The third book in my Far-called fantasy-science fiction series, The Stealers’ War, is out now from Gollancz. Yippee. There’s an interview about it over at SFF World here and you can lay your hands on the novel online in the UK at http://amzn.to/2591KZf, and the USA at http://amzn.to/1Rr3XVK
Always mixed, bittersweet feelings when handing in the last book in a sequence. Lots of things I could be doing next – some of which even include more writing – and always more ideas swirling around my increasingly age-addled noggin than I will possibly have time to implement.
Of course, the publishing industry has changed beyond recognition since I started writing my first Jackelian series work, The Court of the Air. Amazon has consolidated as the dominant force in print book sales, and even more so in e-book sales. Their mixture of continual innovation, ruthlessness, low prices and genius has left me breathless. Naturally, most of my own fiction reading is on the Kindle now. Having run out of physical book shelf space long ago – I reserve the dwindling free atoms of my house for graphic novels and art books; I discovered that colourful Judge Dredd compilations really suck on the Fire HD.
Amazon has, personally, proved a mixed blessing for the likes of me as an author. On one hand, they Prime – pun intended – the indie published pipeline that helps keep a mid-list hybrid author like myself in the game, which is greatly to love (as are their 70% royalties). I’m fairly sure without KDP, I wouldn’t be around – at least as a writer earning a living more or less full-time from fiction. On the other hand, Amazon – much like the big six, or what is it, four, legacy publishers, now – is a Godzilla-sized giant able to crush mere mortals on the turn of the wheel.
With trad books published by the likes of Gollancz (Hachette), HarperCollins, and Tor (Macmillian), I’ve gazed up in awe from the ruins of my paucity as the giants of the old and new world clash in just about every Trad versus Amazon holy war going. And as well as the cross-fire, of course, there’s always the general fuckwitery, friendly fire and self-inflicted wounds of the biz to keep times interesting.
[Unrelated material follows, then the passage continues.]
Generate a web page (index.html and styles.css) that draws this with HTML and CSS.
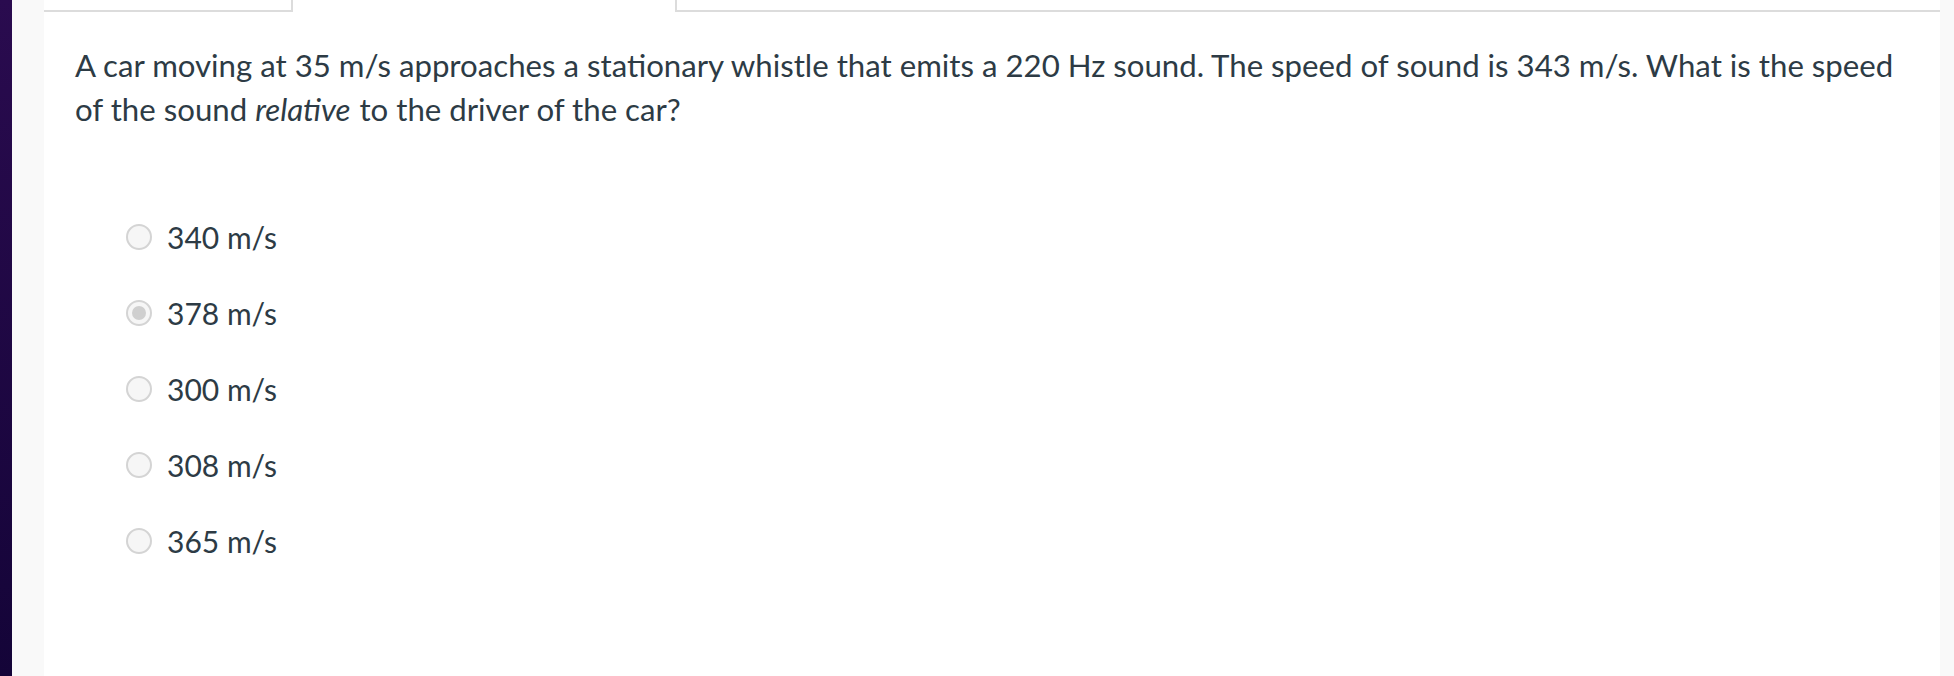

My ebooks price-fixed by Apple. Check. My trad books vanishing from Amazon’s catalogue when sales terms couldn’t be agreed. Check. Silly over-pricing of my trad digital works. Check. Spotty international availability of my ebooks around the English-speaking world. Check. Legacy contracts so outrageously egregious and one-sided, that my UK lawyer friends tell me supposedly freelance authors could probably actually sue publishers (and win) for outstanding pensions, holiday pay and any minimum wage differential on the basis that said contracts makes authors full-time employees without the corresponding rights. Check.
The latest nonsense?
Amazon hiding the buy button on The Stealers’ War print edition three levels deep. Making it so hard to buy, I couldn’t even find the new print book’s order button until I phoned my agent, thinking the Amazon database hadn’t been updated properly with the new book, and he had to tell me how to access it.
I used to be a GUI designer who still codes on the side. Either I’m inheriting my dad’s PC skills in my advanced decrepitude (What is this thing you call ‘scrolling the mouse?’), or Amazon are seriously trying to divert all legacy publisher print sales to their Kindle platform.
Okay, so here’s how to buy on Amazon the new print copy of The Stealers’ War, buried as deep as a nark’s grave in The Wire. First, go to the book’s product page. You’ll see this screen, below.
This shows the Kindle edition and the corresponding paperback. However, the paperback shown is the smaller size mass marked edition out in 2017. Not the newly released Mr Biggie (you know, the hardback-sized paperback which publishers love charging hardback prices for), which is the only print edition currently available now in 2016. You wouldn’t know I actually have a print edition you can buy looking at this page. Let’s put aside the rather ‘interesting’ (but depressingly normal) fact the e-book price is actually set dip-shit higher than the dead-tree edition (to quote the end of Apocalypse Now: “The horror. The horror.”).
Next, click the highlighted link above, ‘see all formats and editions’
That brings you to screen (2), below.
Next, click the highlighted link, ‘paperback’.
That brings you to screen (3), below.
Next, click the highlighted link, ‘Paperback 17 Mar 2016’.
That jumps you to the actual product page for the book just released, see screen (4) below. Congrats, you can now buy the large-size dead tree copy.
Buried deep on the 4th screen, even after you’ve gone to the trouble to actively search out the title using the Amazon search? Well. I think I can sum up my feelings about that in one handy, sophisticated info-graphic. Everyone loves info-graphics, right?
Much like in Aesop’s The Scorpion and the Frog fable, the giants and titans play, and you kind of know – even as you find yourself lying spread-eagled as collateral damage inside the house-sized footprint left by a monster – that the scorpion will always sting the frog. That’s just how scorpions roll.